So, the poetic name is full of double entendre and wordplay–a Zak’s favorite sort of linguistic game.

It turned out well. As Dan Trout put it, “Oh, Barbara. It is ass-awful as usual. We’ll have to eat all of the evidence just to protect your reputation.” Thus stating his opinion, he tucked in and made good on his promise. What a trooper. I don’t know what I would do without my friends!

The bison is remarkably tender and has a delicious flavor that is not gamey, but not exactly like beef, either. It is somewhat sweet, which makes it a good match for the ramps. And, as I noted above, the high heat of the wok seemed to bring out the sweetness in the ramps, so the entire dish was strongly flavored, but in a thoroughly pleasant way.

I believe it was a successful experiment in fusing Chinese technique and condiments with native American foodstuffs.

Bean Cuisine I: Country French Flageolet Stew


This is the first foray into inventing new ways to eat beans: flageolet beans with a country French flavor utilizing what was in my pantry.

So, I vowed as I was packing my pantry to create a new bean dish a week once I was settled, in order to pare down the collection of legumes lurking in my cabinets. Well, I am somewhat settled, and though the legumes are lurking not as planned in a pantry, but intsead are still in boxes in the basement, it does not matter. It is time, high time, to start consuming the wee dried beasties.

So, in order to make something delicious to go with Zak’s latest boule of cardamom-scented bread, and in order to feed the in-laws who are really into hearty stews and soups, I dragged out a pound of flageolet and proceeded to dig around in the freezer and spice cabinet to see what I had that would go with them.


Zak’s latest boule: a cardamom-scented bread. He was pleased with the slashings. He did not use a lame, but a special folding utility knife we bought at the hardware store–it is sharper than the lame and the cuts are cleaner.


This version of the bread used only all-purpose flour and kamut. Here you can see how it results in a fine textured crumb. I prefer the versions with the bread flour in addition to the other flours; I like the chewier texture with the large irregular bubbles in the bread. I think it is more interesting, but Zak likes them both, so I guess we will alternate between versions.

While I had some delicious locally made spicy sausages and produced hickory smoked ham, I was lacking in duck and lamb, so there would be no real cassoulet. Which is fine: I felt no need to spend days making the dish. The idea is to use up beans, not exhaust myself cooking. Besides, I am supposed to be -creating- new dishes, not recreating authentic ones.
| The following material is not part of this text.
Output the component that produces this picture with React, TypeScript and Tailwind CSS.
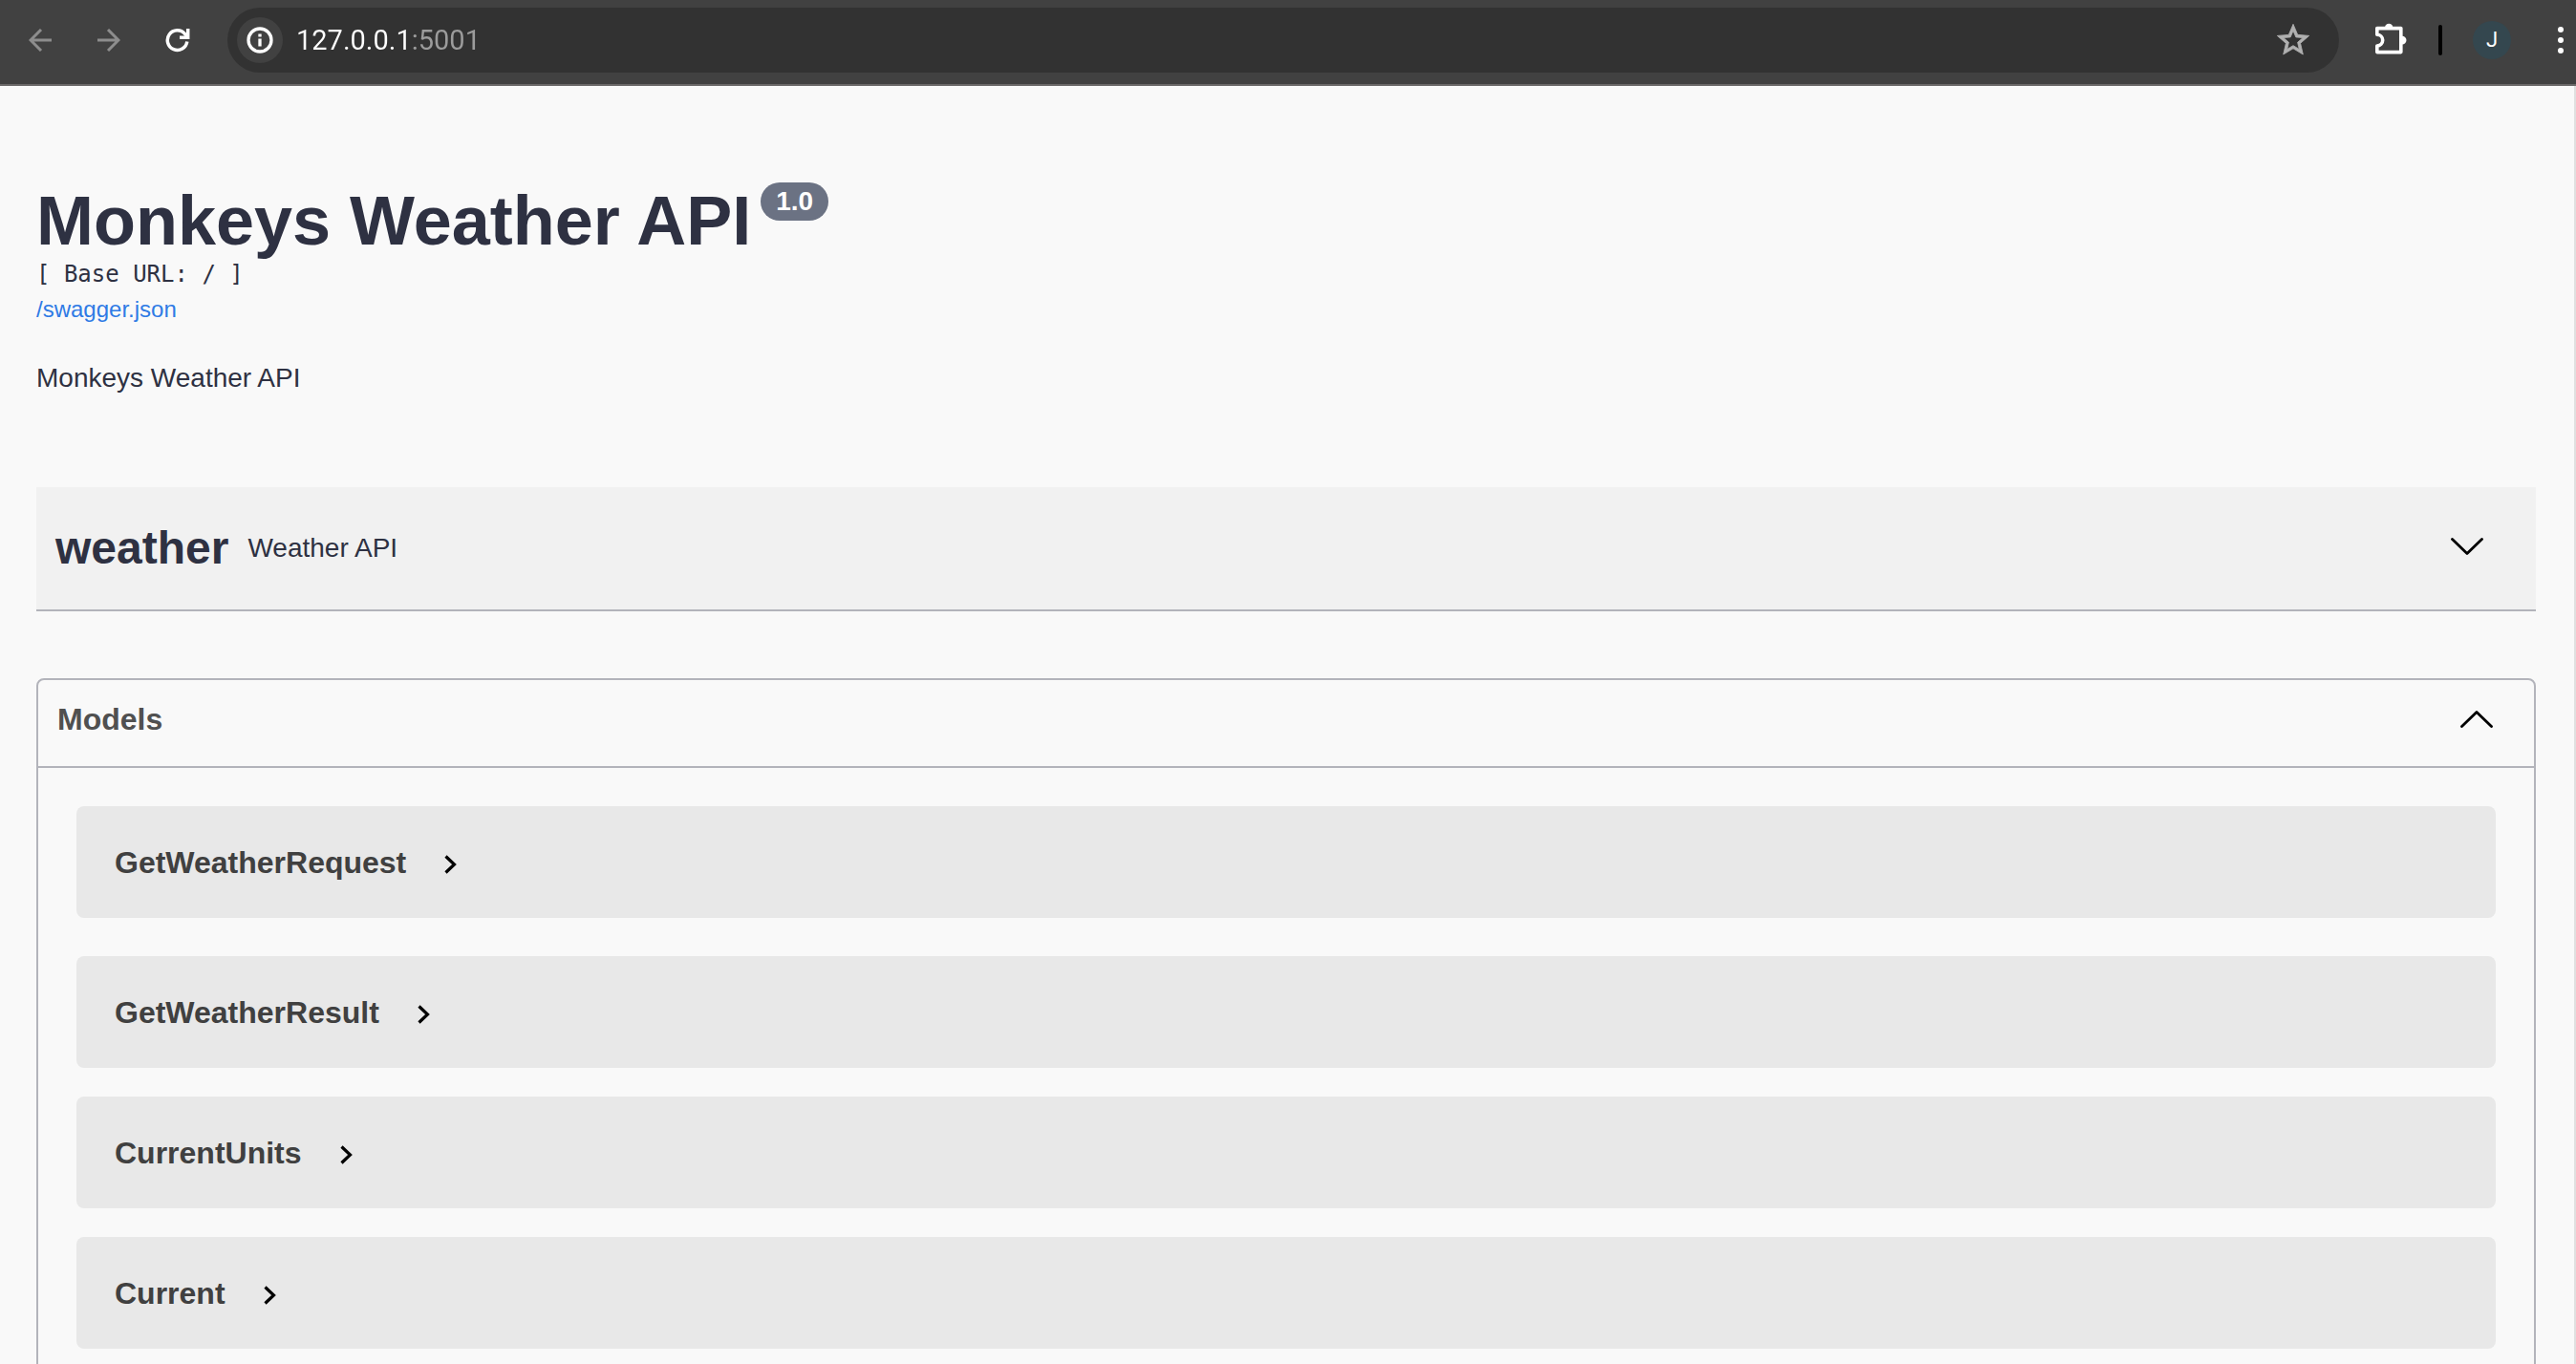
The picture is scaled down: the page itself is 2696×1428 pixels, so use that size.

So, the spicy pork sausages and ham were in, the duck and lamb were out.

Leeks were abundant in the refrigerator, as were carrots. I had both fresh and dried mushrooms, dry red wine and plenty of sage, thyme, rosemary, lavender, and French basil. Most excellent. And green and black peppercorns. And bay leaves. So, all of those were pulled out and arrayed on the counter.

I also had some oil-cured sundried tomatoes. That sounded tasty to me, so out they came.

You will note a distinct absence of fresh garlic; Tessa’s stomach reacts badly to garlic, so I decided to leave it out of the equation, even though my instinct is to put it in everything but desserts. With all of the leeks, there was no real need for the garlic, but if you cannot live without it, get on with your bad self and throw some in. Just don’t invite Tessa over.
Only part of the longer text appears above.